AIM:
Copy the lines below as they are; omit the images they contain.

-- START SOURCE EXCERPT --

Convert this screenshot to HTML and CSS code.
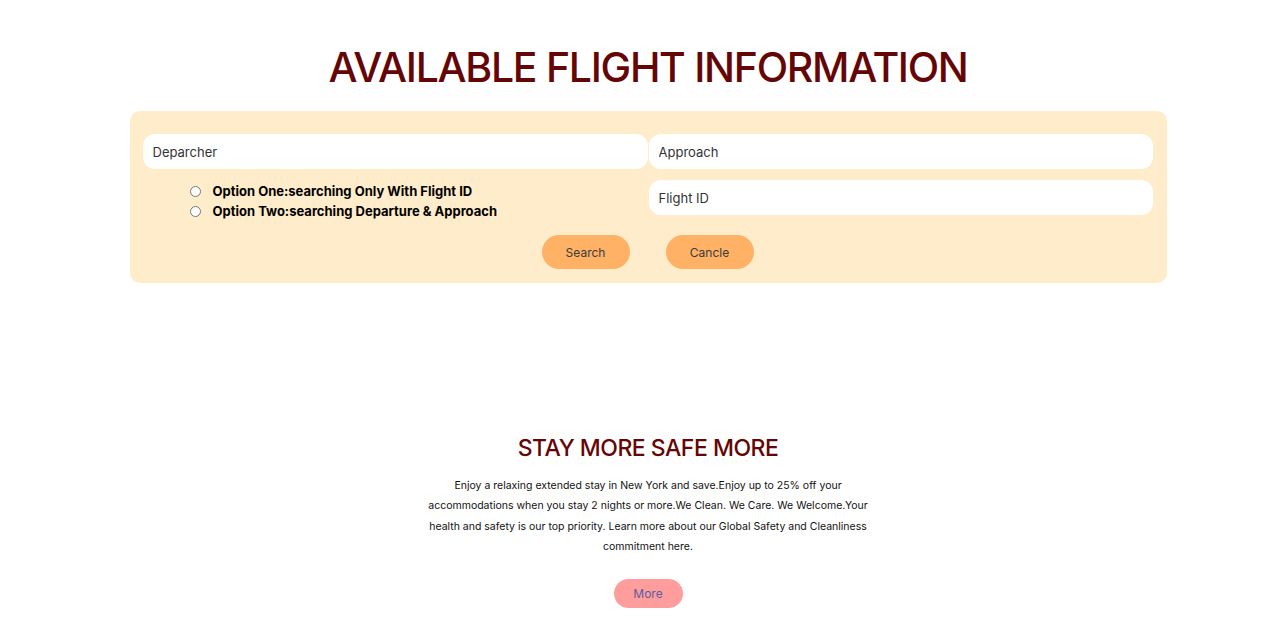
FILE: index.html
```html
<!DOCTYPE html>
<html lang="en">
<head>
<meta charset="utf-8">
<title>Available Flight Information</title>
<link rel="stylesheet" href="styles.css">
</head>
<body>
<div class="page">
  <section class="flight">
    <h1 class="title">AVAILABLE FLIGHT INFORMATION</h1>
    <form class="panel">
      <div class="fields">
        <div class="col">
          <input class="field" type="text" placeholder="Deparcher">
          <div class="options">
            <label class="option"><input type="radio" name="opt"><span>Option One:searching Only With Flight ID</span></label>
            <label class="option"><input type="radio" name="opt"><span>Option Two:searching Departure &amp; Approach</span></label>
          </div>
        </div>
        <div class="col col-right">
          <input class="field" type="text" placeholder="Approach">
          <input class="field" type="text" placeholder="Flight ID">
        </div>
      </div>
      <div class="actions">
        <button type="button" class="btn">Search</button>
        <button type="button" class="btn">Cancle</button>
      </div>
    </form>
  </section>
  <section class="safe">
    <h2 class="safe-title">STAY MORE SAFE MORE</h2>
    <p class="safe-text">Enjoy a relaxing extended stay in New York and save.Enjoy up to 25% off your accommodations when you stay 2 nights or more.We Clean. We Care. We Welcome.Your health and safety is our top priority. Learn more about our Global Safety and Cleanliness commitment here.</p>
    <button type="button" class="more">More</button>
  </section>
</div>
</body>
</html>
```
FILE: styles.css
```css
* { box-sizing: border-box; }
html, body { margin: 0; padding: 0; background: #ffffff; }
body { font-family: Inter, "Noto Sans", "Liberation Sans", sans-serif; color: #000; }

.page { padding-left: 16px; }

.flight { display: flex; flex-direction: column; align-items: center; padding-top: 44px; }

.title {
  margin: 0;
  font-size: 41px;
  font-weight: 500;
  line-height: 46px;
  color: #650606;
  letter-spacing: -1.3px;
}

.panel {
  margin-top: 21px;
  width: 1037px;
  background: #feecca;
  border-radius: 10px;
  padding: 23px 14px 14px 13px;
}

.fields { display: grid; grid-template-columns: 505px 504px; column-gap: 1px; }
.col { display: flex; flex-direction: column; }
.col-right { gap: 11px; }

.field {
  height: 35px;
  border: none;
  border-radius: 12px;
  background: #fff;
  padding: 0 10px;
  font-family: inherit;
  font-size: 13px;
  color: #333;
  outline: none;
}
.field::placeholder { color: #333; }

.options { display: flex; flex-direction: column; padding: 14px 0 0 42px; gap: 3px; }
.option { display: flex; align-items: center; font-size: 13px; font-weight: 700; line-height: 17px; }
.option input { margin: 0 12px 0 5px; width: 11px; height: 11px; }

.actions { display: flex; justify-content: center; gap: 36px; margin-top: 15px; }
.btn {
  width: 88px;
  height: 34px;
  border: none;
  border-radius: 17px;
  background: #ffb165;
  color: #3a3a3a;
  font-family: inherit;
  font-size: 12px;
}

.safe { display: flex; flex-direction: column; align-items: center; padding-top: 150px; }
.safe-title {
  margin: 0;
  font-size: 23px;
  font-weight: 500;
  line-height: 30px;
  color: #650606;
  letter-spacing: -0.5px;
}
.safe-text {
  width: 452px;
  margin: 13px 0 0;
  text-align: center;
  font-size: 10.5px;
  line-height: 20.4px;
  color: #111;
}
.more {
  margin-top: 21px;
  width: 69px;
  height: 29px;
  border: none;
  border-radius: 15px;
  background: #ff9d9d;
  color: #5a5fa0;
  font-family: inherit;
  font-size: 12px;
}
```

-- END SOURCE EXCERPT --

RESULT OF THIS TASK:
Convert this screenshot to HTML and CSS code.
FILE: index.html
```html
<!DOCTYPE html>
<html lang="en">
<head>
<meta charset="utf-8">
<title>Available Flight Information</title>
<link rel="stylesheet" href="styles.css">
</head>
<body>
<div class="page">
  <section class="flight">
    <h1 class="title">AVAILABLE FLIGHT INFORMATION</h1>
    <form class="panel">
      <div class="fields">
        <div class="col">
          <input class="field" type="text" placeholder="Deparcher">
          <div class="options">
            <label class="option"><input type="radio" name="opt"><span>Option One:searching Only With Flight ID</span></label>
            <label class="option"><input type="radio" name="opt"><span>Option Two:searching Departure &amp; Approach</span></label>
          </div>
        </div>
        <div class="col col-right">
          <input class="field" type="text" placeholder="Approach">
          <input class="field" type="text" placeholder="Flight ID">
        </div>
      </div>
      <div class="actions">
        <button type="button" class="btn">Search</button>
        <button type="button" class="btn">Cancle</button>
      </div>
    </form>
  </section>
  <section class="safe">
    <h2 class="safe-title">STAY MORE SAFE MORE</h2>
    <p class="safe-text">Enjoy a relaxing extended stay in New York and save.Enjoy up to 25% off your accommodations when you stay 2 nights or more.We Clean. We Care. We Welcome.Your health and safety is our top priority. Learn more about our Global Safety and Cleanliness commitment here.</p>
    <button type="button" class="more">More</button>
  </section>
</div>
</body>
</html>
```
FILE: styles.css
```css
* { box-sizing: border-box; }
html, body { margin: 0; padding: 0; background: #ffffff; }
body { font-family: Inter, "Noto Sans", "Liberation Sans", sans-serif; color: #000; }

.page { padding-left: 16px; }

.flight { display: flex; flex-direction: column; align-items: center; padding-top: 44px; }

.title {
  margin: 0;
  font-size: 41px;
  font-weight: 500;
  line-height: 46px;
  color: #650606;
  letter-spacing: -1.3px;
}

.panel {
  margin-top: 21px;
  width: 1037px;
  background: #feecca;
  border-radius: 10px;
  padding: 23px 14px 14px 13px;
}

.fields { display: grid; grid-template-columns: 505px 504px; column-gap: 1px; }
.col { display: flex; flex-direction: column; }
.col-right { gap: 11px; }

.field {
  height: 35px;
  border: none;
  border-radius: 12px;
  background: #fff;
  padding: 0 10px;
  font-family: inherit;
  font-size: 13px;
  color: #333;
  outline: none;
}
.field::placeholder { color: #333; }

.options { display: flex; flex-direction: column; padding: 14px 0 0 42px; gap: 3px; }
.option { display: flex; align-items: center; font-size: 13px; font-weight: 700; line-height: 17px; }
.option input { margin: 0 12px 0 5px; width: 11px; height: 11px; }

.actions { display: flex; justify-content: center; gap: 36px; margin-top: 15px; }
.btn {
  width: 88px;
  height: 34px;
  border: none;
  border-radius: 17px;
  background: #ffb165;
  color: #3a3a3a;
  font-family: inherit;
  font-size: 12px;
}

.safe { display: flex; flex-direction: column; align-items: center; padding-top: 150px; }
.safe-title {
  margin: 0;
  font-size: 23px;
  font-weight: 500;
  line-height: 30px;
  color: #650606;
  letter-spacing: -0.5px;
}
.safe-text {
  width: 452px;
  margin: 13px 0 0;
  text-align: center;
  font-size: 10.5px;
  line-height: 20.4px;
  color: #111;
}
.more {
  margin-top: 21px;
  width: 69px;
  height: 29px;
  border: none;
  border-radius: 15px;
  background: #ff9d9d;
  color: #5a5fa0;
  font-family: inherit;
  font-size: 12px;
}
```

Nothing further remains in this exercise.